# Officer Finds Proof Of Weasel-Like Animals On Cape



## kwflatbed (Dec 29, 2004)

*Fisher Cats Had Been Suburban Legend*

POSTED: 2:30 pm EST November 9, 2005
UPDATED: 2:40 pm EST November 9, 2005

*SANDWICH, Mass. -- *Authorities finally have proof that fisher cats -- members of the weasel family -- are indeed habitating on Cape Cod.

The often-vicious animals mostly have been suburban legend, with people reporting sightings for nearly two years. But there were never any photos to prove their existence.

That was until Tuesday, when Sandwich police Officer Bruce Lawrence found a fisher cat that had been struck and killed by a car on Route 130 near the Massachusetts Military Reservation. The animal was 23 inches long, had a bushy tail and sharp teeth, and weighed 11 pounds.

Thomas French, of the state Division of Fisheries and Wildlife, told the Cape Cod Times that Lawrence's discovery was the first confirmation that fisher cats have made their way across the Cape Cod Canal. (See pictures, learn more on MassWildlife site.)

Fisher cats nearly died out in the 1800s after forests were cleared and they were hunted for fur. But reforestation allowed them to repopulate southern New England. _Copyright 2005 by The Associated Press. All rights reserved. This material may not be published, broadcast, rewritten or redistributed._​


----------



## sempergumby (Nov 14, 2003)

well the neighborhood is screwed now that those are here >>>>


----------



## KozmoKramer (Apr 25, 2004)

That is 1 bad-ass animal for its size. We had one in the attic of our camp up in the Plymouth NH area. Its 1 SOB you dont want to approach. Ruger .22 to the head did the trick....


----------



## SPINMASS (Jan 30, 2004)

Make a nice coat with them


----------



## SOT (Jul 30, 2004)

No kidding they are called tourists.


----------



## Dispatcher77 (Aug 16, 2005)

SOT_II said:


> No kidding they are called tourists.


Nope. They're called "Kennedys".


----------



## KozmoKramer (Apr 25, 2004)

Dispatcher77 said:


> Nope. They're called "Kennedys".


No Dispatch, those are the cock-roaches of the Cape...


----------



## USMCTrooper (Oct 23, 2003)

One lives in the vast acreage behind me. It makes a very distinct sound nobody recognized until one of the neighbors asked the EPO's. They presume it migrated from somwhere. I have since set up claymores in the woodline


----------



## Eamonn Wright (Nov 1, 2005)




----------



## USMCTrooper (Oct 23, 2003)

Eamonn Wright said:


>


PUSH IT BACK! PUSH IT BACK! IF ITS OUT OF THE WATER TOO LONG IT WILL DROWN!


----------



## kwflatbed (Dec 29, 2004)

He looks more like a beached whale


----------



## dcs2244 (Jan 29, 2004)

Big deal!
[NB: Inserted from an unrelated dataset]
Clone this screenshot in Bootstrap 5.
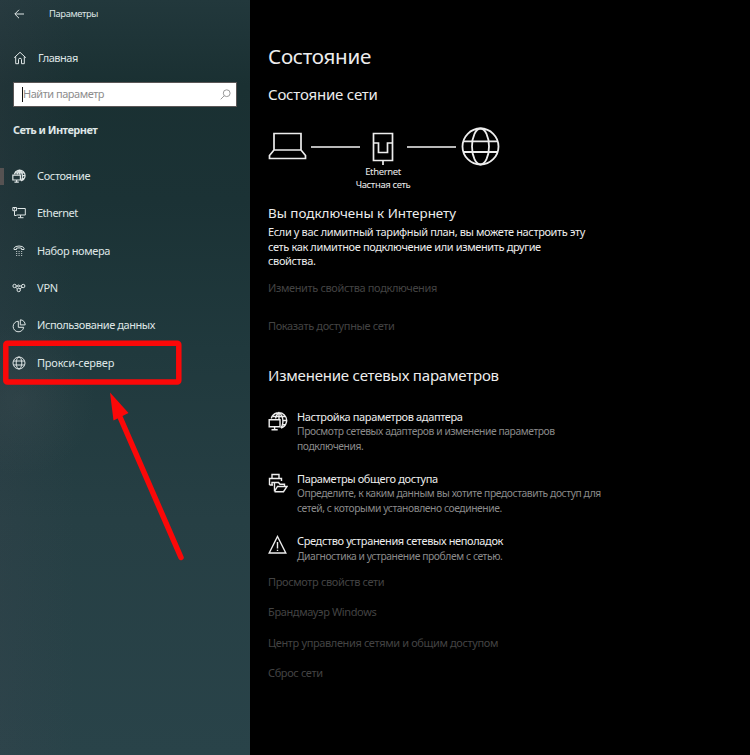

I've found evidence of weasel-like animals in the 'command' staff of the state police! They are known by their scientific name: Flynnosapien Fellatus. I reckon that Koz's solution would also prove effective in this case!


----------



## Officer Dunngeon (Aug 16, 2002)

I had a conversation with a certain member of the State Police re: fisher cats. That subject came up somewhere between his well-spoken plethora of advice and coos to his pet cat, "Awwww, look at the kitty! Such a good kitty-kitty-kitty!":kitty:


----------